## BEGIN Material
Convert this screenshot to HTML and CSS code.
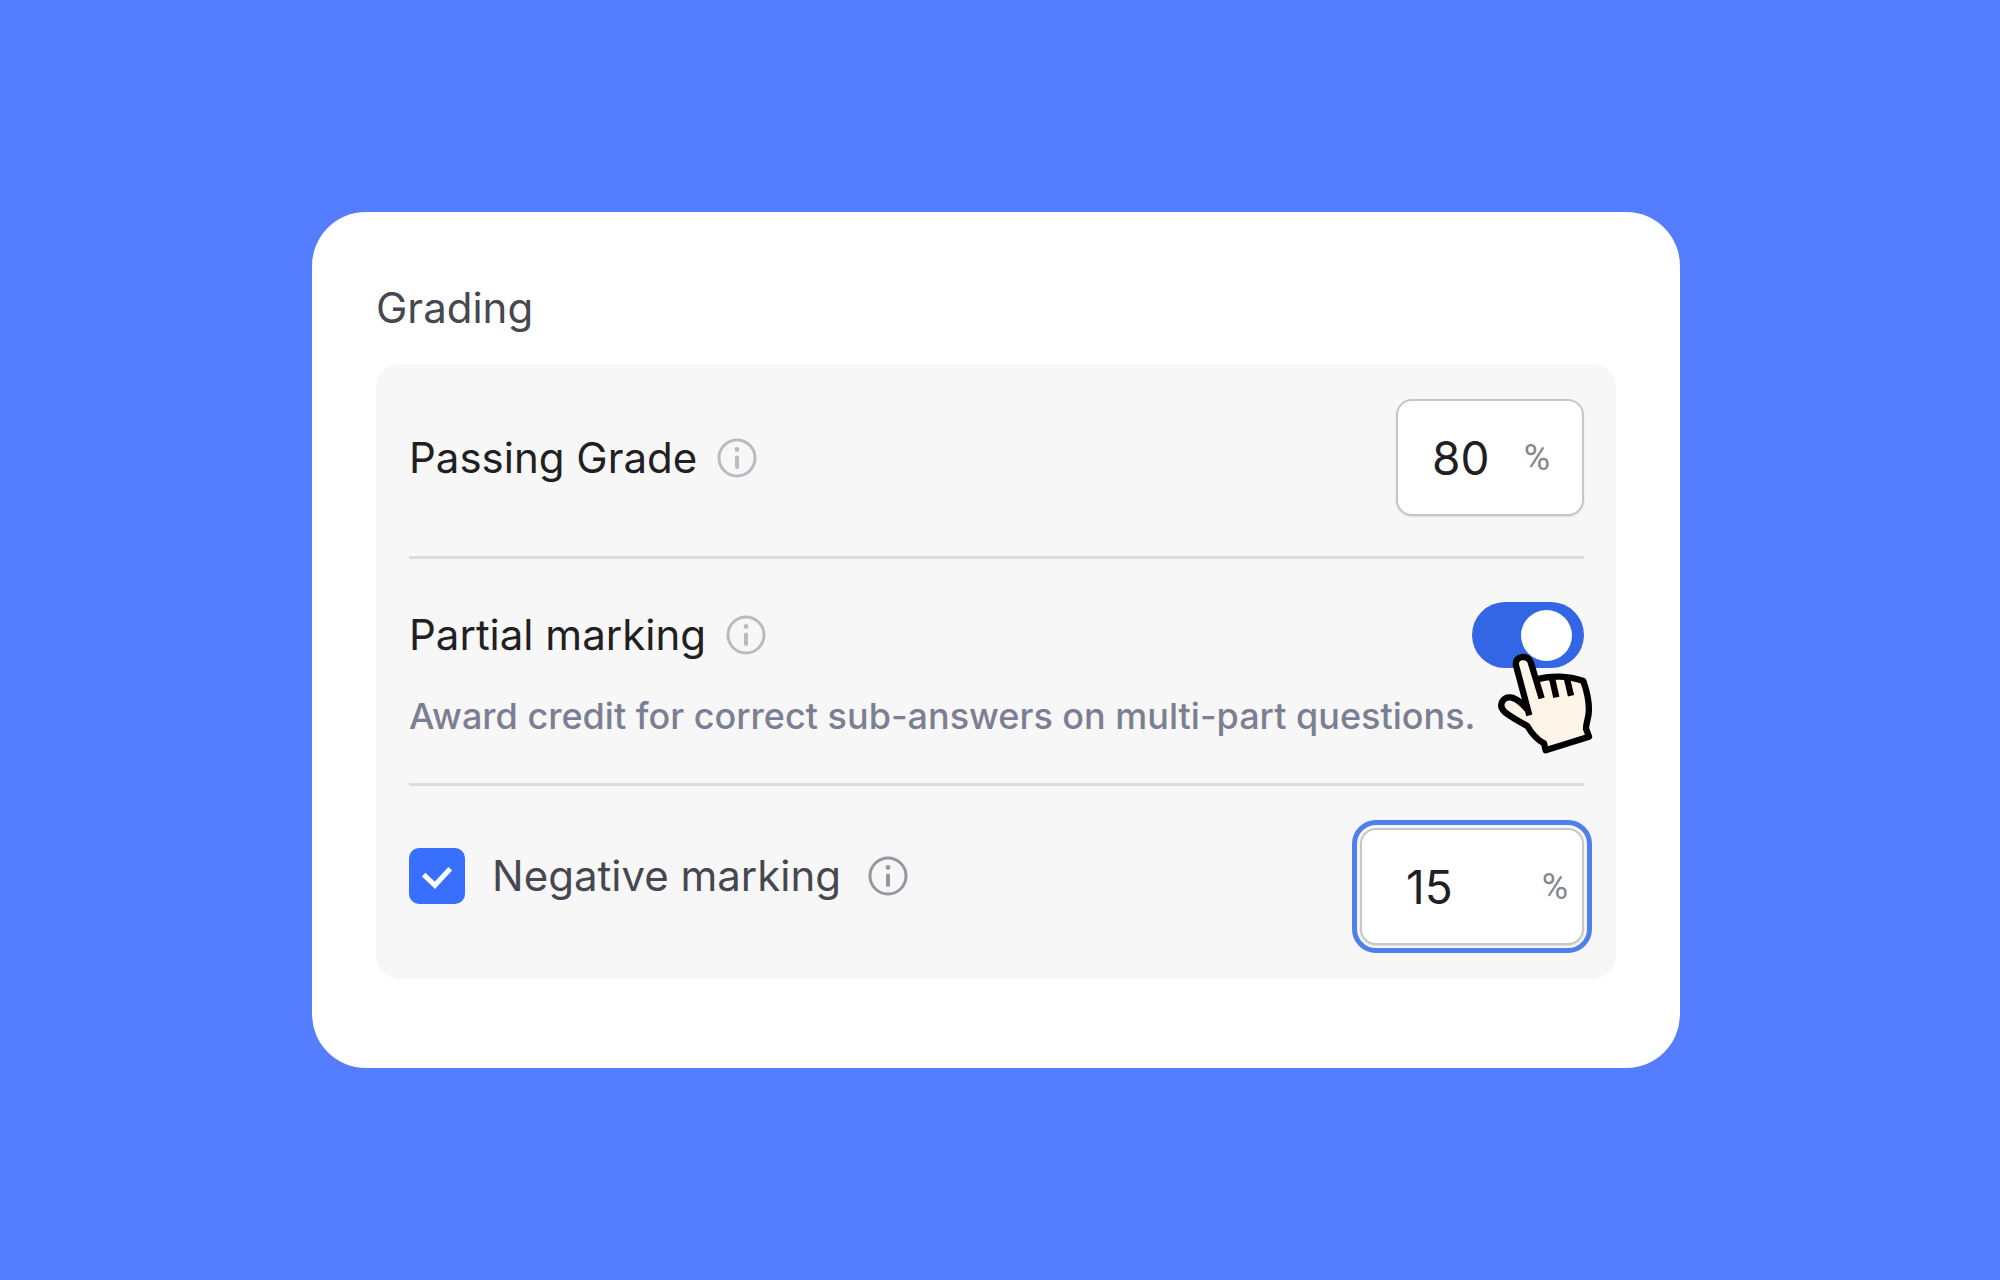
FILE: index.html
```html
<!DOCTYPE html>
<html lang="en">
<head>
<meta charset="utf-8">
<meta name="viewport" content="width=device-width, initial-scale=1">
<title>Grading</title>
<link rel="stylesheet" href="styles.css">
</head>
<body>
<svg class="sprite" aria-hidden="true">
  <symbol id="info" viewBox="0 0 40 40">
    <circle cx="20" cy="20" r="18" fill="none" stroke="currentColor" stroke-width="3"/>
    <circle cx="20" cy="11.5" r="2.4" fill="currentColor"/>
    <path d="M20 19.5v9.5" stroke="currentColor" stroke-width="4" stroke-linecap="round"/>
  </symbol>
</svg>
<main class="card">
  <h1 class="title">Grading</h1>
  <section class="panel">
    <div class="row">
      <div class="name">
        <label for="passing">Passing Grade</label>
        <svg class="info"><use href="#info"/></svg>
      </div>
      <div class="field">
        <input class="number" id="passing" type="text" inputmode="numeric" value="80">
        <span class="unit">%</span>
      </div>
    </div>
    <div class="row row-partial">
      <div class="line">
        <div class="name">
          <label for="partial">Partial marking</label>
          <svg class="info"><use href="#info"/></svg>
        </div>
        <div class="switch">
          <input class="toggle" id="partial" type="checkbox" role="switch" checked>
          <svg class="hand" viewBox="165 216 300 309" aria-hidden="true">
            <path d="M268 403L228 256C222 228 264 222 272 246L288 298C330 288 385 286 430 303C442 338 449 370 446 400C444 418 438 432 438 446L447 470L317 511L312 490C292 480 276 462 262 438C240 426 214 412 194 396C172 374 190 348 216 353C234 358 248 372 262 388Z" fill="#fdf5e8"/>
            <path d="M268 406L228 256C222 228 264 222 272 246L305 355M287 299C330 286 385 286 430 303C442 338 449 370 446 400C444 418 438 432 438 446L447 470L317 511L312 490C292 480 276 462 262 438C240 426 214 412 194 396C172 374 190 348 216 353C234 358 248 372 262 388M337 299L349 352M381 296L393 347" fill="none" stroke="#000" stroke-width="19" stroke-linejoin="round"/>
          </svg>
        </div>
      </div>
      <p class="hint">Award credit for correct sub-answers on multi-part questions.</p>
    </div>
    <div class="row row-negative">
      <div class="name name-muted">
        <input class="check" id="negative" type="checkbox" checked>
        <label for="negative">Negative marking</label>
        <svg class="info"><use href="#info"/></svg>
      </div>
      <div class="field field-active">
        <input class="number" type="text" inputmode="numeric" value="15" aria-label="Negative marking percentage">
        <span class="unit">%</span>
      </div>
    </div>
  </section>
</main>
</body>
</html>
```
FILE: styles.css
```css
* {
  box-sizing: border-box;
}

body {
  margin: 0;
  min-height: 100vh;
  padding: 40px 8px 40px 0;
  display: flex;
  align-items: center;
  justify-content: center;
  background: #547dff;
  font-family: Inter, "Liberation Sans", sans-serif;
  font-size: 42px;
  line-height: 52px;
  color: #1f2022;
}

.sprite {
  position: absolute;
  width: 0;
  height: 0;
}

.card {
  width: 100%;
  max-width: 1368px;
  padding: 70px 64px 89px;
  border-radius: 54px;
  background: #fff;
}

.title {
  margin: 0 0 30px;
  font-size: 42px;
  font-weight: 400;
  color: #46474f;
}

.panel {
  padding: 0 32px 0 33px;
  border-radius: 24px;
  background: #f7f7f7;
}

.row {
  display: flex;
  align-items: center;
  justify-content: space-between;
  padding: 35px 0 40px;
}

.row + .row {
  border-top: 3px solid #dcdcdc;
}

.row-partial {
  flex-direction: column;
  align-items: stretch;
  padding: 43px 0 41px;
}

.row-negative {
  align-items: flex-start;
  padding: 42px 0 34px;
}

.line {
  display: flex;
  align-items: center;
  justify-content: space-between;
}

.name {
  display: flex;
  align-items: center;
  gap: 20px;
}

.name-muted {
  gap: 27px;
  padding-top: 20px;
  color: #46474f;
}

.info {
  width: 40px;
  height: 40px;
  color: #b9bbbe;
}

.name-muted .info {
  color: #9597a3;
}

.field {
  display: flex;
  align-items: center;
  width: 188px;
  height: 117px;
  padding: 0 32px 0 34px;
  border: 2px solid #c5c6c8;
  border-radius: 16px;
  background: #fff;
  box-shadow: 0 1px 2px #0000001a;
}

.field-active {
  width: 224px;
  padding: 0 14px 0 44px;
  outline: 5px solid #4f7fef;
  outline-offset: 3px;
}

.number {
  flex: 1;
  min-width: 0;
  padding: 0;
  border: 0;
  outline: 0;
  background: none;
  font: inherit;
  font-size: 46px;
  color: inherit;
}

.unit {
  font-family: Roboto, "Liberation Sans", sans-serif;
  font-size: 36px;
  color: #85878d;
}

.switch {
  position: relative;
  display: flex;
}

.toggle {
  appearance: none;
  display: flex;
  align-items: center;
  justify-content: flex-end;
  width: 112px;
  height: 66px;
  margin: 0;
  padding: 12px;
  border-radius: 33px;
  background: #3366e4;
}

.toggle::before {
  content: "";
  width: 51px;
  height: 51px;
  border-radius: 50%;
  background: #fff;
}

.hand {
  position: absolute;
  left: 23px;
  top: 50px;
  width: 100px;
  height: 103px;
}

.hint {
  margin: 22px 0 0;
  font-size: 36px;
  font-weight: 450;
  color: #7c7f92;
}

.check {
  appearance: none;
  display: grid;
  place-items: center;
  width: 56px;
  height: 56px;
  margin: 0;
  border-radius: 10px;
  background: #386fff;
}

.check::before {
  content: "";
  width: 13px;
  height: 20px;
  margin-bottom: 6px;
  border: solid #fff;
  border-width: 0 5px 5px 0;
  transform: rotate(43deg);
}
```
## END Material
> The exercise:
Return the listing above unchanged, apart from dropping its pictures.

> Solution:
Convert this screenshot to HTML and CSS code.
FILE: index.html
```html
<!DOCTYPE html>
<html lang="en">
<head>
<meta charset="utf-8">
<meta name="viewport" content="width=device-width, initial-scale=1">
<title>Grading</title>
<link rel="stylesheet" href="styles.css">
</head>
<body>
<svg class="sprite" aria-hidden="true">
  <symbol id="info" viewBox="0 0 40 40">
    <circle cx="20" cy="20" r="18" fill="none" stroke="currentColor" stroke-width="3"/>
    <circle cx="20" cy="11.5" r="2.4" fill="currentColor"/>
    <path d="M20 19.5v9.5" stroke="currentColor" stroke-width="4" stroke-linecap="round"/>
  </symbol>
</svg>
<main class="card">
  <h1 class="title">Grading</h1>
  <section class="panel">
    <div class="row">
      <div class="name">
        <label for="passing">Passing Grade</label>
        <svg class="info"><use href="#info"/></svg>
      </div>
      <div class="field">
        <input class="number" id="passing" type="text" inputmode="numeric" value="80">
        <span class="unit">%</span>
      </div>
    </div>
    <div class="row row-partial">
      <div class="line">
        <div class="name">
          <label for="partial">Partial marking</label>
          <svg class="info"><use href="#info"/></svg>
        </div>
        <div class="switch">
          <input class="toggle" id="partial" type="checkbox" role="switch" checked>
          <svg class="hand" viewBox="165 216 300 309" aria-hidden="true">
            <path d="M268 403L228 256C222 228 264 222 272 246L288 298C330 288 385 286 430 303C442 338 449 370 446 400C444 418 438 432 438 446L447 470L317 511L312 490C292 480 276 462 262 438C240 426 214 412 194 396C172 374 190 348 216 353C234 358 248 372 262 388Z" fill="#fdf5e8"/>
            <path d="M268 406L228 256C222 228 264 222 272 246L305 355M287 299C330 286 385 286 430 303C442 338 449 370 446 400C444 418 438 432 438 446L447 470L317 511L312 490C292 480 276 462 262 438C240 426 214 412 194 396C172 374 190 348 216 353C234 358 248 372 262 388M337 299L349 352M381 296L393 347" fill="none" stroke="#000" stroke-width="19" stroke-linejoin="round"/>
          </svg>
        </div>
      </div>
      <p class="hint">Award credit for correct sub-answers on multi-part questions.</p>
    </div>
    <div class="row row-negative">
      <div class="name name-muted">
        <input class="check" id="negative" type="checkbox" checked>
        <label for="negative">Negative marking</label>
        <svg class="info"><use href="#info"/></svg>
      </div>
      <div class="field field-active">
        <input class="number" type="text" inputmode="numeric" value="15" aria-label="Negative marking percentage">
        <span class="unit">%</span>
      </div>
    </div>
  </section>
</main>
</body>
</html>
```
FILE: styles.css
```css
* {
  box-sizing: border-box;
}

body {
  margin: 0;
  min-height: 100vh;
  padding: 40px 8px 40px 0;
  display: flex;
  align-items: center;
  justify-content: center;
  background: #547dff;
  font-family: Inter, "Liberation Sans", sans-serif;
  font-size: 42px;
  line-height: 52px;
  color: #1f2022;
}

.sprite {
  position: absolute;
  width: 0;
  height: 0;
}

.card {
  width: 100%;
  max-width: 1368px;
  padding: 70px 64px 89px;
  border-radius: 54px;
  background: #fff;
}

.title {
  margin: 0 0 30px;
  font-size: 42px;
  font-weight: 400;
  color: #46474f;
}

.panel {
  padding: 0 32px 0 33px;
  border-radius: 24px;
  background: #f7f7f7;
}

.row {
  display: flex;
  align-items: center;
  justify-content: space-between;
  padding: 35px 0 40px;
}

.row + .row {
  border-top: 3px solid #dcdcdc;
}

.row-partial {
  flex-direction: column;
  align-items: stretch;
  padding: 43px 0 41px;
}

.row-negative {
  align-items: flex-start;
  padding: 42px 0 34px;
}

.line {
  display: flex;
  align-items: center;
  justify-content: space-between;
}

.name {
  display: flex;
  align-items: center;
  gap: 20px;
}

.name-muted {
  gap: 27px;
  padding-top: 20px;
  color: #46474f;
}

.info {
  width: 40px;
  height: 40px;
  color: #b9bbbe;
}

.name-muted .info {
  color: #9597a3;
}

.field {
  display: flex;
  align-items: center;
  width: 188px;
  height: 117px;
  padding: 0 32px 0 34px;
  border: 2px solid #c5c6c8;
  border-radius: 16px;
  background: #fff;
  box-shadow: 0 1px 2px #0000001a;
}

.field-active {
  width: 224px;
  padding: 0 14px 0 44px;
  outline: 5px solid #4f7fef;
  outline-offset: 3px;
}

.number {
  flex: 1;
  min-width: 0;
  padding: 0;
  border: 0;
  outline: 0;
  background: none;
  font: inherit;
  font-size: 46px;
  color: inherit;
}

.unit {
  font-family: Roboto, "Liberation Sans", sans-serif;
  font-size: 36px;
  color: #85878d;
}

.switch {
  position: relative;
  display: flex;
}

.toggle {
  appearance: none;
  display: flex;
  align-items: center;
  justify-content: flex-end;
  width: 112px;
  height: 66px;
  margin: 0;
  padding: 12px;
  border-radius: 33px;
  background: #3366e4;
}

.toggle::before {
  content: "";
  width: 51px;
  height: 51px;
  border-radius: 50%;
  background: #fff;
}

.hand {
  position: absolute;
  left: 23px;
  top: 50px;
  width: 100px;
  height: 103px;
}

.hint {
  margin: 22px 0 0;
  font-size: 36px;
  font-weight: 450;
  color: #7c7f92;
}

.check {
  appearance: none;
  display: grid;
  place-items: center;
  width: 56px;
  height: 56px;
  margin: 0;
  border-radius: 10px;
  background: #386fff;
}

.check::before {
  content: "";
  width: 13px;
  height: 20px;
  margin-bottom: 6px;
  border: solid #fff;
  border-width: 0 5px 5px 0;
  transform: rotate(43deg);
}
```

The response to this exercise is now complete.